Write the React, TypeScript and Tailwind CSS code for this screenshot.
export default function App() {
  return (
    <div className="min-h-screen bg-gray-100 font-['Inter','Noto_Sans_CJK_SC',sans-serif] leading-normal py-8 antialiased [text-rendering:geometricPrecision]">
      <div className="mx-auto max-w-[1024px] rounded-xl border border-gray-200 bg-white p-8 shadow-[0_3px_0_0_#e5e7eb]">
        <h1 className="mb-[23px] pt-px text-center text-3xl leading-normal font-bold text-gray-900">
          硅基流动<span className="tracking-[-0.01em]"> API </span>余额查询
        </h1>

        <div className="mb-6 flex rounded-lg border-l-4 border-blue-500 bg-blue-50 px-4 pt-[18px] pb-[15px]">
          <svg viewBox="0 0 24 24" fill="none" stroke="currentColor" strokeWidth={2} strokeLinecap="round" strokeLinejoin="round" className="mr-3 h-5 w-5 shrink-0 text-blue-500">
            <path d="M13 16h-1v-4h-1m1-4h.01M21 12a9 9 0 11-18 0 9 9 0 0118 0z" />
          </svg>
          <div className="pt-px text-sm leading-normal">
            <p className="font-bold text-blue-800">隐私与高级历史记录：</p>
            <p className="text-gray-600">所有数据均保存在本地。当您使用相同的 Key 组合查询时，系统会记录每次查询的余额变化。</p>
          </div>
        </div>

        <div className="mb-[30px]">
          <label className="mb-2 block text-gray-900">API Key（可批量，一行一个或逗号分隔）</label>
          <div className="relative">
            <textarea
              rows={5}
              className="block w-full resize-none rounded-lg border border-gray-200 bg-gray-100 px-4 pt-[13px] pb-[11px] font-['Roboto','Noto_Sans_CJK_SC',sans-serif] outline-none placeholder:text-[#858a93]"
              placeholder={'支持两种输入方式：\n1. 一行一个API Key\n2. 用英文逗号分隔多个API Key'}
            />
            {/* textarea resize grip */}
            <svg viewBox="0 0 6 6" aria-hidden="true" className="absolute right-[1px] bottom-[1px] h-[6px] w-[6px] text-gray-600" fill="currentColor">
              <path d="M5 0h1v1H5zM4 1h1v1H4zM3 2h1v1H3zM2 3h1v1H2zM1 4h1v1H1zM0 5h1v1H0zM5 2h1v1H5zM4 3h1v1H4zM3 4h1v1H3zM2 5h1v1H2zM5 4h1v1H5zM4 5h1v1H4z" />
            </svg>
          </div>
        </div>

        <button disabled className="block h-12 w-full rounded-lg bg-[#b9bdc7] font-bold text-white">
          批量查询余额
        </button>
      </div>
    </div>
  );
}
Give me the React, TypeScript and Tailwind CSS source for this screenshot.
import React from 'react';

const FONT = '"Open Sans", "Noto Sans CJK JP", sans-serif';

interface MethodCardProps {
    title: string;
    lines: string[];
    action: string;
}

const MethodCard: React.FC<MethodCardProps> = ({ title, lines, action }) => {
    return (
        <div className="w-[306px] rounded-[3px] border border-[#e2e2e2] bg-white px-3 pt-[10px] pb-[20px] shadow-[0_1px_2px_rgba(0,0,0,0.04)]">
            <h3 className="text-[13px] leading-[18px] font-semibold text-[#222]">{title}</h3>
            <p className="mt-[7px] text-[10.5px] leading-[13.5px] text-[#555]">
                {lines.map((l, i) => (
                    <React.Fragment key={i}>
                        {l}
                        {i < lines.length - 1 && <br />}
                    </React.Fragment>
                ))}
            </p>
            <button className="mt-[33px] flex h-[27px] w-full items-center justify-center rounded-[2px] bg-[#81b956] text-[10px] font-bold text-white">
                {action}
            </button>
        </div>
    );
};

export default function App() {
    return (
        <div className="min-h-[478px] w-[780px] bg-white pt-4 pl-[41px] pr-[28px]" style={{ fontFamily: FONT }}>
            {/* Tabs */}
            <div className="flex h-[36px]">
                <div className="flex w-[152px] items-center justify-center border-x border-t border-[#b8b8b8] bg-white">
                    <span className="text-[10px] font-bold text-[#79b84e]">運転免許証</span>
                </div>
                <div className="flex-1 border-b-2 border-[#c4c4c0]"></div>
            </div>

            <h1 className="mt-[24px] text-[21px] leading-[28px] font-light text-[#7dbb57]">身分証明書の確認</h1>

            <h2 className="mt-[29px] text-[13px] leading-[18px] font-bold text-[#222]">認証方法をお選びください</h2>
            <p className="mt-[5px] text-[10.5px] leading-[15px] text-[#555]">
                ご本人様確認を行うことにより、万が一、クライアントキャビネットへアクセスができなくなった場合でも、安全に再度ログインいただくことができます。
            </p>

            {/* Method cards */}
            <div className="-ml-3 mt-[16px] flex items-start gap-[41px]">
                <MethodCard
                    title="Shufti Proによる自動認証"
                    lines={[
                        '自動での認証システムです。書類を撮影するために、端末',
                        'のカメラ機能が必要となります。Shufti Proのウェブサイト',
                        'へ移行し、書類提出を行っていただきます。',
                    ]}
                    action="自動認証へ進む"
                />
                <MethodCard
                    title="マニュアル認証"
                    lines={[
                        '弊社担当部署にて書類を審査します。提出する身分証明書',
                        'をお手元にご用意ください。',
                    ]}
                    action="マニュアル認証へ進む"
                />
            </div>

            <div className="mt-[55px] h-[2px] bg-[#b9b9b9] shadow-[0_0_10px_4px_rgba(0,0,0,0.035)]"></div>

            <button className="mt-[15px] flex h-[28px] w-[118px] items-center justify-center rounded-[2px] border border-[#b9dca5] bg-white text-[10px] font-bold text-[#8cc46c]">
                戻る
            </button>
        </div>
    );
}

## Short exercise
Every record should be repeated exactly; please leave none out.

## Solution for this task
Write the React, TypeScript and Tailwind CSS code for this screenshot.
export default function App() {
  return (
    <div className="min-h-screen bg-gray-100 font-['Inter','Noto_Sans_CJK_SC',sans-serif] leading-normal py-8 antialiased [text-rendering:geometricPrecision]">
      <div className="mx-auto max-w-[1024px] rounded-xl border border-gray-200 bg-white p-8 shadow-[0_3px_0_0_#e5e7eb]">
        <h1 className="mb-[23px] pt-px text-center text-3xl leading-normal font-bold text-gray-900">
          硅基流动<span className="tracking-[-0.01em]"> API </span>余额查询
        </h1>

        <div className="mb-6 flex rounded-lg border-l-4 border-blue-500 bg-blue-50 px-4 pt-[18px] pb-[15px]">
          <svg viewBox="0 0 24 24" fill="none" stroke="currentColor" strokeWidth={2} strokeLinecap="round" strokeLinejoin="round" className="mr-3 h-5 w-5 shrink-0 text-blue-500">
            <path d="M13 16h-1v-4h-1m1-4h.01M21 12a9 9 0 11-18 0 9 9 0 0118 0z" />
          </svg>
          <div className="pt-px text-sm leading-normal">
            <p className="font-bold text-blue-800">隐私与高级历史记录：</p>
            <p className="text-gray-600">所有数据均保存在本地。当您使用相同的 Key 组合查询时，系统会记录每次查询的余额变化。</p>
          </div>
        </div>

        <div className="mb-[30px]">
          <label className="mb-2 block text-gray-900">API Key（可批量，一行一个或逗号分隔）</label>
          <div className="relative">
            <textarea
              rows={5}
              className="block w-full resize-none rounded-lg border border-gray-200 bg-gray-100 px-4 pt-[13px] pb-[11px] font-['Roboto','Noto_Sans_CJK_SC',sans-serif] outline-none placeholder:text-[#858a93]"
              placeholder={'支持两种输入方式：\n1. 一行一个API Key\n2. 用英文逗号分隔多个API Key'}
            />
            {/* textarea resize grip */}
            <svg viewBox="0 0 6 6" aria-hidden="true" className="absolute right-[1px] bottom-[1px] h-[6px] w-[6px] text-gray-600" fill="currentColor">
              <path d="M5 0h1v1H5zM4 1h1v1H4zM3 2h1v1H3zM2 3h1v1H2zM1 4h1v1H1zM0 5h1v1H0zM5 2h1v1H5zM4 3h1v1H4zM3 4h1v1H3zM2 5h1v1H2zM5 4h1v1H5zM4 5h1v1H4z" />
            </svg>
          </div>
        </div>

        <button disabled className="block h-12 w-full rounded-lg bg-[#b9bdc7] font-bold text-white">
          批量查询余额
        </button>
      </div>
    </div>
  );
}
Give me the React, TypeScript and Tailwind CSS source for this screenshot.
import React from 'react';

const FONT = '"Open Sans", "Noto Sans CJK JP", sans-serif';

interface MethodCardProps {
    title: string;
    lines: string[];
    action: string;
}

const MethodCard: React.FC<MethodCardProps> = ({ title, lines, action }) => {
    return (
        <div className="w-[306px] rounded-[3px] border border-[#e2e2e2] bg-white px-3 pt-[10px] pb-[20px] shadow-[0_1px_2px_rgba(0,0,0,0.04)]">
            <h3 className="text-[13px] leading-[18px] font-semibold text-[#222]">{title}</h3>
            <p className="mt-[7px] text-[10.5px] leading-[13.5px] text-[#555]">
                {lines.map((l, i) => (
                    <React.Fragment key={i}>
                        {l}
                        {i < lines.length - 1 && <br />}
                    </React.Fragment>
                ))}
            </p>
            <button className="mt-[33px] flex h-[27px] w-full items-center justify-center rounded-[2px] bg-[#81b956] text-[10px] font-bold text-white">
                {action}
            </button>
        </div>
    );
};

export default function App() {
    return (
        <div className="min-h-[478px] w-[780px] bg-white pt-4 pl-[41px] pr-[28px]" style={{ fontFamily: FONT }}>
            {/* Tabs */}
            <div className="flex h-[36px]">
                <div className="flex w-[152px] items-center justify-center border-x border-t border-[#b8b8b8] bg-white">
                    <span className="text-[10px] font-bold text-[#79b84e]">運転免許証</span>
                </div>
                <div className="flex-1 border-b-2 border-[#c4c4c0]"></div>
            </div>

            <h1 className="mt-[24px] text-[21px] leading-[28px] font-light text-[#7dbb57]">身分証明書の確認</h1>

            <h2 className="mt-[29px] text-[13px] leading-[18px] font-bold text-[#222]">認証方法をお選びください</h2>
            <p className="mt-[5px] text-[10.5px] leading-[15px] text-[#555]">
                ご本人様確認を行うことにより、万が一、クライアントキャビネットへアクセスができなくなった場合でも、安全に再度ログインいただくことができます。
            </p>

            {/* Method cards */}
            <div className="-ml-3 mt-[16px] flex items-start gap-[41px]">
                <MethodCard
                    title="Shufti Proによる自動認証"
                    lines={[
                        '自動での認証システムです。書類を撮影するために、端末',
                        'のカメラ機能が必要となります。Shufti Proのウェブサイト',
                        'へ移行し、書類提出を行っていただきます。',
                    ]}
                    action="自動認証へ進む"
                />
                <MethodCard
                    title="マニュアル認証"
                    lines={[
                        '弊社担当部署にて書類を審査します。提出する身分証明書',
                        'をお手元にご用意ください。',
                    ]}
                    action="マニュアル認証へ進む"
                />
            </div>

            <div className="mt-[55px] h-[2px] bg-[#b9b9b9] shadow-[0_0_10px_4px_rgba(0,0,0,0.035)]"></div>

            <button className="mt-[15px] flex h-[28px] w-[118px] items-center justify-center rounded-[2px] border border-[#b9dca5] bg-white text-[10px] font-bold text-[#8cc46c]">
                戻る
            </button>
        </div>
    );
}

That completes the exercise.